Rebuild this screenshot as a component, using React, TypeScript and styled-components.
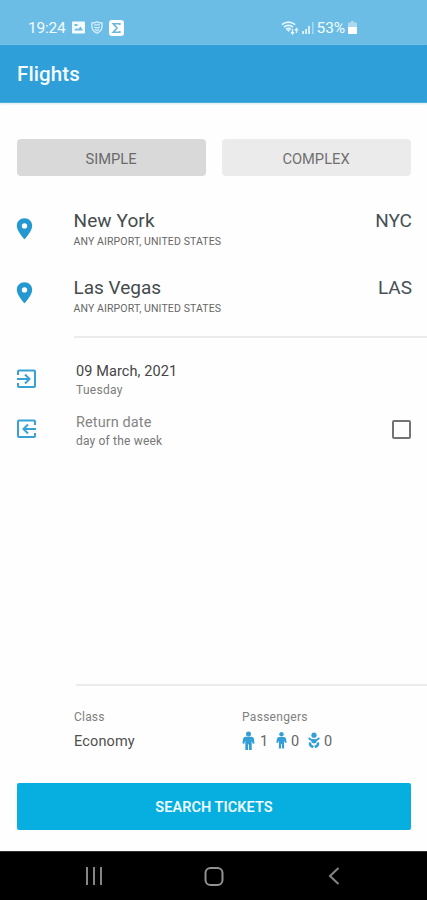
import React from 'react';
import styled, { createGlobalStyle } from 'styled-components';

const GlobalStyle = createGlobalStyle`
  * { box-sizing: border-box; }
  body { margin: 0; background: #fefefe; font-family: Roboto, sans-serif; }
  svg { display: block; flex: none; }
`;

const Screen = styled.div`
  width: 427px;
  height: 900px;
  display: flex;
  flex-direction: column;
  overflow: hidden;
  background: #fefefe;
`;

const StatusBar = styled.div`
  height: 45px;
  padding: 10px 70px 0 28px;
  display: flex;
  align-items: center;
  justify-content: space-between;
  background: #6cbde5;
  color: #f4fbff;
`;

const StatusGroup = styled.div<{ $gap: number }>`
  display: flex;
  align-items: center;
  gap: ${(p) => p.$gap}px;
`;

const Text = styled.span<{
  $size: number;
  $color?: string;
  $weight?: number;
  $spacing?: number;
  $line?: number;
}>`
  font-size: ${(p) => p.$size}px;
  font-weight: ${(p) => p.$weight ?? 400};
  color: ${(p) => p.$color ?? 'inherit'};
  letter-spacing: ${(p) => p.$spacing ?? 0}px;
  line-height: ${(p) => p.$line ?? 20}px;
  white-space: nowrap;
`;

const AppBar = styled.header`
  height: 58px;
  padding: 1px 17px 0;
  display: flex;
  align-items: center;
  background: #2e9fd8;
  color: #f5fcff;
  border-bottom: 1px solid #4fadda;
  box-shadow: 0 1px 2px #d9e6ec;
`;

const Main = styled.main`
  flex: 1;
  display: flex;
  flex-direction: column;
`;

const Tabs = styled.div`
  margin: 36px 16px 0 17px;
  height: 37px;
  display: grid;
  grid-template-columns: 1fr 1fr;
  gap: 16px;
`;

const Tab = styled.button<{ $active?: boolean }>`
  border: 0;
  border-radius: 4px;
  padding: 2px 1px 0 0;
  font-family: inherit;
  background: ${(p) => (p.$active ? '#d9d9d9' : '#ebebeb')};
  color: ${(p) => (p.$active ? '#6a6a6a' : '#707070')};
`;

const Places = styled.section`
  padding: 33px 15px 0 16px;
  display: grid;
  grid-auto-rows: 67px;
`;

const PlaceRow = styled.div`
  display: grid;
  grid-template-columns: 57.5px 1fr auto;
  align-items: start;
`;

const IconSlot = styled.div<{ $top: number }>`
  padding-top: ${(p) => p.$top}px;
`;

const Stack = styled.div`
  display: flex;
  flex-direction: column;
`;

const Divider = styled.hr<{ $top: number; $width: number }>`
  width: ${(p) => p.$width}px;
  height: 2px;
  border: 0;
  margin: ${(p) => p.$top}px 0 0 auto;
  background: #ececec;
`;

const Dates = styled.section`
  padding: 24px 16px 0 16px;
  display: grid;
  grid-auto-rows: 51px;
`;

const DateRow = styled.div`
  display: grid;
  grid-template-columns: 60px 1fr auto;
  align-items: start;
`;

const Checkbox = styled.div`
  width: 19px;
  height: 19px;
  margin-top: 7px;
  border: 2px solid #737373;
  border-radius: 2px;
`;

const Summary = styled.section`
  padding: 21px 0 0 74px;
  display: grid;
  grid-template-columns: 168px 1fr;
`;

const Counts = styled.div`
  display: flex;
  align-items: center;
  height: 30px;
`;

const Count = styled.div<{ $width: number; $gap: number }>`
  width: ${(p) => p.$width}px;
  display: flex;
  align-items: center;
  gap: ${(p) => p.$gap}px;
`;

const CountIcon = styled.div`
  margin-top: -3px;
`;

const SearchButton = styled.button`
  height: 47px;
  margin: auto 16px 21px 17px;
  padding: 2px 0 0;
  border: 0;
  border-radius: 2px;
  background: #06afdf;
  color: #effbff;
  font-family: inherit;
`;

const NavBar = styled.nav`
  height: 49px;
  border-top: 1px solid #303030;
  background: #000;
  display: grid;
  grid-template-columns: 120px 120px 120px;
  justify-content: center;
  align-items: center;
  justify-items: center;
`;

const Pin = () => (
  <svg width="17" height="22" viewBox="0 0 17 22">
    <path
      fill="#2499d1"
      fillRule="evenodd"
      d="M8.500.3C4.100.3.8 3.600.8 7.900.8 13 8.500 21.300 8.500 21.300S16.200 13 16.200 7.900C16.200 3.600 12.900.3 8.500.3Zm0 4.900a2.700 2.700 0 1 1 0 5.400 2.700 2.700 0 0 1 0-5.400Z"
    />
  </svg>
);

const Depart = () => (
  <svg width="21" height="20" viewBox="0 0 21 20" fill="none" stroke="#39a2d4" strokeWidth="2">
    <path d="M2 6V2.500Q2 1.500 3 1.500H18Q19 1.500 19 2.500V17Q19 18 18 18H3Q2 18 2 17V14" />
    <path d="M1 10H13M9 5.500L13.500 10L9 14.500" />
  </svg>
);

const Return = () => (
  <svg width="21" height="20" viewBox="0 0 21 20" fill="none" stroke="#39a2d4" strokeWidth="2">
    <path d="M19 6V2.500Q19 1.500 18 1.500H3Q2 1.500 2 2.500V17Q2 18 3 18H18Q19 18 19 17V14" />
    <path d="M20 10H8M12 5.500L7.500 10L12 14.500" />
  </svg>
);

const Adult = () => (
  <svg width="13" height="20" viewBox="0 0 13 20" fill="#32a0d6">
    <circle cx="6.500" cy="3" r="2.500" />
    <path d="M3.500 5.800h6q2 0 2.500 2.200l.5 4.500-1.800.3-1-3V19H7V13.500H6V19H3.300V9.800l-1 3-1.800-.3L1 8q.5-2.200 2.500-2.200Z" />
  </svg>
);

const Child = () => (
  <svg width="11" height="17" viewBox="0 0 11 17" fill="#32a0d6">
    <circle cx="5.500" cy="2.300" r="2.200" />
    <path d="M3 4.900h5q1.600 0 2 1.800l.7 3.800-1.600.4-1-2.500V16.500H6v-4.300H5v4.300H2.900V8.400l-1 2.500-1.600-.4L1 6.700q.4-1.800 2-1.800Z" />
  </svg>
);

const Infant = () => (
  <svg width="12" height="17" viewBox="0 0 12 17" fill="none" stroke="#32a0d6">
    <circle cx="6" cy="3.200" r="2.600" fill="#32a0d6" stroke="none" />
    <path d="M.6 6L3.800 8.200H8.200L11.400 6" strokeWidth="2" />
    <path d="M3.500 7.500H8.500V10.500L6 11.500L3.500 10.500Z" fill="#32a0d6" stroke="none" />
    <path d="M2.300 10.500Q.8 13.200 5.300 15.200M9.700 10.500Q11.200 13.200 6.700 15.200" strokeWidth="2.500" />
  </svg>
);

const PictureIcon = () => (
  <svg width="13" height="13" viewBox="0 0 13 13">
    <rect y=".5" width="13" height="12" rx="1" fill="#f4fbff" />
    <path d="M2 9.500L4.500 7L6 8.200L8.500 5.500L11 9.500Z" fill="#6cbde5" />
    <path d="M2.500 3h3v2h-3Z" fill="#6cbde5" />
  </svg>
);

const ShieldIcon = () => (
  <svg width="12" height="13" viewBox="0 0 13 14" fill="none" stroke="#d3edfa" strokeWidth="1.500">
    <path d="M1 2Q4 2 6.500.8Q9 2 12 2V6Q11.500 11 6.500 13Q1.500 11 1 6Z" />
    <path d="M3.300 4.200H9.700M3.500 6.500Q6.500 8 9.500 6.500M4.300 9L6.500 10.500L8.700 9" />
  </svg>
);

const SigmaIcon = () => (
  <svg width="15" height="16" viewBox="0 0 15 16">
    <rect width="15" height="16" rx="3" fill="#fbfeff" />
    <path d="M10.800 5V3.800H4.300L8 8L4.300 12.200H10.800V11" fill="none" stroke="#6cb5d9" strokeWidth="1.600" />
  </svg>
);

const WifiIcon = () => (
  <svg width="18" height="14" viewBox="0 0 18 14" fill="none" stroke="#e4f5fd" strokeWidth="1.700">
    <path d="M.8 3.600Q7.500-1.200 14.200 3.600M3 6Q7.500 2.700 12 6M5 8.200Q7.500 6.500 10 8.200" />
    <path d="M5.500 8.500H9.500L7.500 11Z" fill="#e4f5fd" stroke="none" />
    <path d="M11.500 8V13M10 11.200L11.500 13L13 11.200M15.500 12V7.500M14 9.300L15.500 7.500L17 9.300" strokeWidth="1.300" />
  </svg>
);

const SignalIcon = () => (
  <svg width="12" height="12" viewBox="0 0 12 12">
    <path d="M0 9h2v3H0ZM3 7h2v5H3ZM6 4h2v8H6Z" fill="#d6effb" />
    <path d="M10 0h1.500v12H10Z" fill="#a7d9f2" />
  </svg>
);

const BatteryIcon = () => (
  <svg width="9" height="13" viewBox="0 0 9 13">
    <path d="M3 0h3v1.500h2q1 0 1 1V7H0V2.500q0-1 1-1h2Z" fill="#add9ee" />
    <path d="M0 6h9v6q0 1-1 1H1q-1 0-1-1Z" fill="#fff" />
  </svg>
);

const places = [
  { city: 'New York', code: 'NYC', spacing: 0.1, pin: 9 },
  { city: 'Las Vegas', code: 'LAS', spacing: 0, pin: 6 },
];

export default function App() {
  return (
    <Screen>
      <GlobalStyle />
      <StatusBar>
        <StatusGroup $gap={6}>
          <Text $size={15.5} $spacing={-0.2}>19:24</Text>
          <PictureIcon />
          <ShieldIcon />
          <SigmaIcon />
        </StatusGroup>
        <StatusGroup $gap={3}>
          <WifiIcon />
          <SignalIcon />
          <Text $size={15.5} $spacing={-0.1}>53%</Text>
          <BatteryIcon />
        </StatusGroup>
      </StatusBar>
      <AppBar>
        <Text $size={20.5} $weight={500} $spacing={0.1} $line={26}>Flights</Text>
      </AppBar>
      <Main>
        <Tabs>
          <Tab $active><Text $size={14.7}>SIMPLE</Text></Tab>
          <Tab><Text $size={14.7}>COMPLEX</Text></Tab>
        </Tabs>
        <Places>
          {places.map((p) => (
            <PlaceRow key={p.code}>
              <IconSlot $top={p.pin}><Pin /></IconSlot>
              <Stack>
                <Text $size={19} $color="#454b4d" $spacing={p.spacing} $line={24}>{p.city}</Text>
                <Text $size={10.5} $color="#666" $spacing={0.12} $line={18}>ANY AIRPORT, UNITED STATES</Text>
              </Stack>
              <Text $size={19} $color="#465056" $line={24}>{p.code}</Text>
            </PlaceRow>
          ))}
        </Places>
        <Divider $top={-7} $width={353} />
        <Dates>
          <DateRow>
            <IconSlot $top={7}><Depart /></IconSlot>
            <Stack>
              <Text $size={14.5} $color="#454545" $spacing={0.1}>09 March, 2021</Text>
              <Text $size={12} $color="#7c7c7c" $spacing={0.3} $line={16}>Tuesday</Text>
            </Stack>
          </DateRow>
          <DateRow>
            <IconSlot $top={6}><Return /></IconSlot>
            <Stack>
              <Text $size={14.5} $color="#858585" $spacing={0.1}>Return date</Text>
              <Text $size={12} $color="#777" $spacing={0.18} $line={16}>day of the week</Text>
            </Stack>
            <Checkbox />
          </DateRow>
        </Dates>
        <Divider $top={220} $width={351} />
        <Summary>
          <Stack>
            <Text $size={12} $color="#808080" $spacing={0.2}>Class</Text>
            <Text $size={14.5} $color="#505050" $spacing={0.15} $line={30}>Economy</Text>
          </Stack>
          <Stack>
            <Text $size={12} $color="#808080" $spacing={0.3}>Passengers</Text>
            <Counts>
              <Count $width={34} $gap={5}><CountIcon><Adult /></CountIcon><Text $size={14.5} $color="#666">1</Text></Count>
              <Count $width={32} $gap={4}><CountIcon><Child /></CountIcon><Text $size={14.5} $color="#666">0</Text></Count>
              <Count $width={30} $gap={4}><CountIcon><Infant /></CountIcon><Text $size={14.5} $color="#666">0</Text></Count>
            </Counts>
          </Stack>
        </Summary>
        <SearchButton><Text $size={14.5} $weight={600} $spacing={0.05}>SEARCH TICKETS</Text></SearchButton>
      </Main>
      <NavBar>
        <svg width="18" height="18" viewBox="0 0 18 18" stroke="#858585" strokeWidth="2">
          <path d="M2 0V18M9 0V18M16 0V18" />
        </svg>
        <svg width="20" height="19" viewBox="0 0 20 19" fill="none" stroke="#929292" strokeWidth="2">
          <rect x="1.500" y="1" width="17" height="17" rx="5" />
        </svg>
        <svg width="12" height="18" viewBox="0 0 12 18" fill="none" stroke="#858585" strokeWidth="2">
          <path d="M10.500 1L2 9L10.500 17" />
        </svg>
      </NavBar>
    </Screen>
  );
}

-=-=-=-=-

Exercise task — Check every line of the data above for the string "React", and copy those that have it.

Response for this exercise —
Rebuild this screenshot as a component, using React, TypeScript and styled-components.
import React from 'react';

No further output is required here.